I've been snorkeling, but I have never been scuba diving. For the purposes of this post, first hand experience won't be necessary though. I've been thinking this weekend about how living a life of faith and dependence on God is a lot like scuba diving.
Here's the deal, when you snorkel you float around on the surface of the water (occasionally diving underwater when there's something interesting to see), but always coming back up to the surface to get some air. The snorkel works quite well for supplying the air, but if I want to, I can lift my face out of the water and take the snorkel out of my mouth and just swim around - breathing with no snorkel at all.
Scuba diving, on the other hand, requires me to have a tank of oxygen at my disposal. In addition, the mouth thingy (I'm sure that's the technical term for it) has to be in my mouth, so I can breathe...and live. I can't just pop up to the surface every minute or so.
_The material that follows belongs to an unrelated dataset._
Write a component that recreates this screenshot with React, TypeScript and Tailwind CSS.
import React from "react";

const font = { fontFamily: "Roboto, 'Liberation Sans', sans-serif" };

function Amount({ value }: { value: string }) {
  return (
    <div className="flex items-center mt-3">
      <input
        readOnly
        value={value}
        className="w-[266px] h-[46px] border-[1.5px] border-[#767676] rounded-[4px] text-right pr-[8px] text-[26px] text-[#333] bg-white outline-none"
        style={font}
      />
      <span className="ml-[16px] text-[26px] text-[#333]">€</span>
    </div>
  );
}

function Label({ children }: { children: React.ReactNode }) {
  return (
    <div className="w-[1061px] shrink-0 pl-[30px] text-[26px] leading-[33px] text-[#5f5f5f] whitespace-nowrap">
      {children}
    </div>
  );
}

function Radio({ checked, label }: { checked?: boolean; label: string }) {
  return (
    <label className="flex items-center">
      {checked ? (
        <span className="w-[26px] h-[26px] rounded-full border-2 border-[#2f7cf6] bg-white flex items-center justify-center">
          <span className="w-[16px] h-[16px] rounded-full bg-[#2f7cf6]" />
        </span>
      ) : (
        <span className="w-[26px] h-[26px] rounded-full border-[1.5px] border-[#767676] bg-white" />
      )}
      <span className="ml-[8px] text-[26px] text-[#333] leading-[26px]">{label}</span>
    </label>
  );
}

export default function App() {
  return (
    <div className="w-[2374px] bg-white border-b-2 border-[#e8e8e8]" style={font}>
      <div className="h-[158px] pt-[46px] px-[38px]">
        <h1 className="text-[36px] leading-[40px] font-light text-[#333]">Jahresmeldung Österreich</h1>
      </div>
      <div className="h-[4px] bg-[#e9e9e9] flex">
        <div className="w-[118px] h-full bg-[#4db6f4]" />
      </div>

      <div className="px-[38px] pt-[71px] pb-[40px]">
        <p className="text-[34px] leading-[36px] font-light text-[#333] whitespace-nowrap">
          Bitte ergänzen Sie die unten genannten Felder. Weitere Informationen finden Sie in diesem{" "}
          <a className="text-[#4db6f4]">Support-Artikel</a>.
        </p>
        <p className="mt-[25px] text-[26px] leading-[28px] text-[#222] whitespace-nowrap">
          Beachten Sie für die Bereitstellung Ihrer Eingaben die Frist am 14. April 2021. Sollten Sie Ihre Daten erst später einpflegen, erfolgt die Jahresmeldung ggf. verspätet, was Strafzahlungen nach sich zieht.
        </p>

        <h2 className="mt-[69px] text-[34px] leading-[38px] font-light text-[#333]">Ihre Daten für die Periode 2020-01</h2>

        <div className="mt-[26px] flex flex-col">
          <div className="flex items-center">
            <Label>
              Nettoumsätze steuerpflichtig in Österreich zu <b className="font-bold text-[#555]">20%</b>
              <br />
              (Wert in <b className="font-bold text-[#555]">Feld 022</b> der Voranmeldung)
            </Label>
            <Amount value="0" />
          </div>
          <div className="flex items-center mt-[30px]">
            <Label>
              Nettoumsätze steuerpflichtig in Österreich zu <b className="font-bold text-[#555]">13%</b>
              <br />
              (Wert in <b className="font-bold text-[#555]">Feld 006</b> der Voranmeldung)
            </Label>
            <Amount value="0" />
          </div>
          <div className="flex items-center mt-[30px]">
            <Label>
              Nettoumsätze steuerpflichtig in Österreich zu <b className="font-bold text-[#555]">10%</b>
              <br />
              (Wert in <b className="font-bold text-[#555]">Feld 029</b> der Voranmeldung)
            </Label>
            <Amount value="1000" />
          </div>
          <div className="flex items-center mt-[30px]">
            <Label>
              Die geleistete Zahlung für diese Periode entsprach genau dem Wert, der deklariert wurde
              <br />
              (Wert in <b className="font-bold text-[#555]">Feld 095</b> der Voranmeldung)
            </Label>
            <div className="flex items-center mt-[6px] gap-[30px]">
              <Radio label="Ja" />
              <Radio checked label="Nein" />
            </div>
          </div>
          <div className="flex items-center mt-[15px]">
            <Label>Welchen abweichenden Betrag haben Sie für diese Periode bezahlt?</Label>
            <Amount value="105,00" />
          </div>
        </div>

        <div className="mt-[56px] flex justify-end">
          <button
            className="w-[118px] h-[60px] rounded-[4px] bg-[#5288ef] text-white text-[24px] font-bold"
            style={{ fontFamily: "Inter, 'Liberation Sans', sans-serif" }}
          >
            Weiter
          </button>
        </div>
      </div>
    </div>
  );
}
I go under and I stay under, my whole life dependent on that tank of oxygen. Sure, I could take out the mouth thingy for a minute or so, but if I didn't put it back in then, I'd be a goner for sure!
When we embarked on this journey of adopting we wanted to experience what it would be like to do something that was beyond our capabilities, and would then put us in the territory of really living by faith. So, we jumped in head first and have been underwater pretty much ever since :-) BUT, thankfully, we have an endless oxygen tank called "dependence on God and His goodness." Without it, we would certainly drown.
Prior to adding Marcus and Zoe to our family we were faith-snorkeling. (Tee hee, I like the sound of that) What I mean is we would go underwater and live by faith when we felt like it, but we got to control when we did that, and when we felt like we had things under control we went on our merry way by ourselves - faces above the water.
Adding two more kids, kids who would require much from us, caused us to shift from snorkeling to scuba diving. I no longer had the option of just raising my head to get a breath of fresh air, I needed to breath the air from the tank of "trust in God" or I would die. Sure I could hold my breath for a time and pretend that I didn't need that faith tank, that I could do this parenting thing on my own, but it wouldn't take long for me to either pass out, or keel over.
I am very thankful that my tank never, ever runs dry! That I can count on God working in and through my life, and carrying me through the hard stuff, as sure as the air I breathe. Now if I could just learn not to take out my mouth thingy!!